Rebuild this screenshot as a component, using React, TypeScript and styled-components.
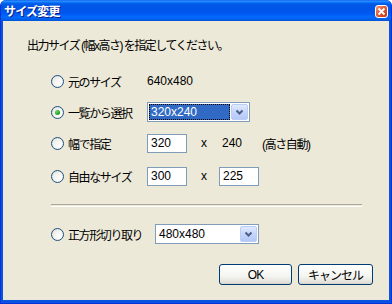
import styled, { createGlobalStyle } from 'styled-components';

const GlobalStyle = createGlobalStyle`
  html, body {
    margin: 0;
    padding: 0;
    background: #ffffff;
  }
  body {
    font-family: 'Liberation Sans', 'Noto Sans CJK JP', sans-serif;
    font-size: 12px;
  }
`;

const Window = styled.div`
  width: 392px;
  height: 304px;
  display: flex;
  flex-direction: column;
  box-sizing: border-box;
  background: #0854e0;
  border: 1px solid #0831d9;
  border-top: none;
  border-radius: 6px 6px 0 0;
  overflow: hidden;
`;

const TitleBar = styled.div`
  height: 21px;
  flex: none;
  display: flex;
  align-items: center;
  justify-content: space-between;
  padding: 0 3px 0 3px;
  background: linear-gradient(
    to bottom,
    #0058ee 0%,
    #3593ff 5%,
    #127dff 10%,
    #0262ee 16%,
    #0057e5 24%,
    #0055eb 56%,
    #005bf5 68%,
    #026afe 80%,
    #0062ef 90%,
    #0052d6 100%
  );
`;

const Title = styled.span`
  color: #ffffff;
  font-family: 'Noto Sans CJK JP', sans-serif;
  font-weight: 700;
  font-size: 12px;
  letter-spacing: -0.8px;
  text-shadow: 1px 1px 0 #0a1e8a;
  line-height: 14px;
`;

const CloseButton = styled.div`
  width: 11px;
  height: 11px;
  margin-top: 1px;
  border: 1px solid #ffffff;
  border-radius: 3px;
  background: linear-gradient(135deg, #f09a7a 0%, #e25a34 45%, #c2391b 100%);
  display: flex;
  align-items: center;
  justify-content: center;
`;

const Client = styled.div`
  flex: 1;
  margin: 0 2px 3px 2px;
  background: #ece9d8;
  padding: 18px 16px 0 24px;
  color: #000000;
`;

const Instruction = styled.div`
  line-height: 14px;
  height: 14px;
  letter-spacing: -1.5px;
`;

const Options = styled.div`
  margin: 18px 0 0 24px;
  display: flex;
  flex-direction: column;
`;

const Row = styled.div<{ $gap?: number }>`
  height: 20px;
  display: flex;
  align-items: center;
  margin-bottom: ${p => p.$gap ?? 11}px;
`;

const RadioLabel = styled.label<{ $w: number }>`
  width: ${p => p.$w}px;
  flex: none;
  display: flex;
  align-items: center;
  gap: 3px;
  font-family: 'Noto Sans CJK JP', sans-serif;
  letter-spacing: -1.4px;
  white-space: nowrap;
`;

const Radio = styled.span<{ $checked?: boolean }>`
  width: 11px;
  height: 11px;
  flex: none;
  margin-right: 1px;
  border: 1px solid #1c5180;
  border-radius: 50%;
  background: radial-gradient(circle at 65% 65%, #ffffff 0%, #f2f2ee 50%, #d9d8ce 100%);
  display: flex;
  align-items: center;
  justify-content: center;

  &::after {
    content: '';
    display: ${p => (p.$checked ? 'block' : 'none')};
    width: 5px;
    height: 5px;
    border-radius: 50%;
    background: radial-gradient(circle at 35% 35%, #6fd56f 0%, #21a121 60%, #1a8a1a 100%);
  }
`;

const Value = styled.span<{ $ml?: number; $cjk?: boolean }>`
  margin-left: ${p => p.$ml ?? 0}px;
  letter-spacing: ${p => (p.$cjk ? '-1.4px' : 'normal')};
  white-space: nowrap;
`;

const TextBox = styled.div<{ $w: number; $ml?: number }>`
  width: ${p => p.$w}px;
  height: 19px;
  margin-left: ${p => p.$ml ?? 0}px;
  box-sizing: border-box;
  border: 1px solid #7f9db9;
  background: #ffffff;
  padding: 0 3px;
  line-height: 17px;
  flex: none;
`;

const Combo = styled.div<{ $w: number }>`
  width: ${p => p.$w}px;
  height: 20px;
  box-sizing: border-box;
  border: 1px solid #7f9db9;
  background: #ffffff;
  display: flex;
  align-items: stretch;
  padding: 1px;
  flex: none;
`;

const ComboText = styled.div<{ $selected?: boolean }>`
  flex: 1;
  line-height: 16px;
  padding: 0 2px;
  color: ${p => (p.$selected ? '#ffffff' : '#000000')};
  background: ${p => (p.$selected ? '#316ac5' : 'transparent')};
  outline: ${p => (p.$selected ? '1px dotted #000000' : 'none')};
  outline-offset: -1px;
  margin-right: 1px;
`;

const DropButton = styled.div`
  width: 15px;
  flex: none;
  border: 1px solid #b9cdf7;
  border-radius: 2px;
  background: linear-gradient(to bottom, #e1eafe 0%, #c5d5fc 50%, #b4c8f6 100%);
  display: flex;
  align-items: center;
  justify-content: center;
`;

const Separator = styled.div`
  height: 1px;
  margin: 18px 11px 0 0;
  border-top: 1px solid #aca899;
  border-bottom: 1px solid #ffffff;
`;

const Buttons = styled.div`
  margin-top: 20px;
  display: flex;
  justify-content: flex-end;
  gap: 6px;
`;

const Button = styled.button<{ $w: number }>`
  width: ${p => p.$w}px;
  height: 21px;
  box-sizing: border-box;
  border: 1px solid #003c74;
  border-radius: 3px;
  background: linear-gradient(to bottom, #ffffff 0%, #f4f4f0 60%, #e3e2da 90%, #d6d0c5 100%);
  font-family: 'Liberation Sans', 'Noto Sans CJK JP', sans-serif;
  font-size: 12px;
  color: #000000;
  padding: 0;
  letter-spacing: -1px;
`;

function Chevron() {
  return (
    <svg width="9" height="7" viewBox="0 0 9 7">
      <path d="M1.5 1.5 L4.5 4.5 L7.5 1.5" fill="none" stroke="#4d6185" strokeWidth="2" />
    </svg>
  );
}

export default function App() {
  return (
    <>
      <GlobalStyle />
      <Window>
        <TitleBar>
          <Title>サイズ変更</Title>
          <CloseButton>
            <svg width="9" height="9" viewBox="0 0 9 9">
              <path d="M1.5 1.5 L7.5 7.5 M7.5 1.5 L1.5 7.5" stroke="#ffffff" strokeWidth="1.8" />
            </svg>
          </CloseButton>
        </TitleBar>
        <Client>
          <Instruction>出力サイズ (幅x高さ) を指定してください。</Instruction>
          <Options>
            <Row>
              <RadioLabel $w={96}><Radio />元のサイズ</RadioLabel>
              <Value>640x480</Value>
            </Row>
            <Row>
              <RadioLabel $w={96}><Radio $checked />一覧から選択</RadioLabel>
              <Combo $w={103}>
                <ComboText $selected>320x240</ComboText>
                <DropButton><Chevron /></DropButton>
              </Combo>
            </Row>
            <Row $gap={13}>
              <RadioLabel $w={96}><Radio />幅で指定</RadioLabel>
              <TextBox $w={40}>320</TextBox>
              <Value $ml={14}>x</Value>
              <Value $ml={15}>240</Value>
              <Value $ml={20} $cjk>(高さ自動)</Value>
            </Row>
            <Row $gap={0}>
              <RadioLabel $w={96}><Radio />自由なサイズ</RadioLabel>
              <TextBox $w={40}>300</TextBox>
              <Value $ml={14}>x</Value>
              <TextBox $w={40} $ml={12}>225</TextBox>
            </Row>
            <Separator />
            <Row $gap={0} style={{ marginTop: 17 }}>
              <RadioLabel $w={104}><Radio />正方形切り取り</RadioLabel>
              <Combo $w={104}>
                <ComboText>480x480</ComboText>
                <DropButton><Chevron /></DropButton>
              </Combo>
            </Row>
          </Options>
          <Buttons>
            <Button $w={73}>OK</Button>
            <Button $w={75}>キャンセル</Button>
          </Buttons>
        </Client>
      </Window>
    </>
  );
}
--
• What the exercise asks:
Show every line that contains the word "components".

• Solution:
Rebuild this screenshot as a component, using React, TypeScript and styled-components.
import styled, { createGlobalStyle } from 'styled-components';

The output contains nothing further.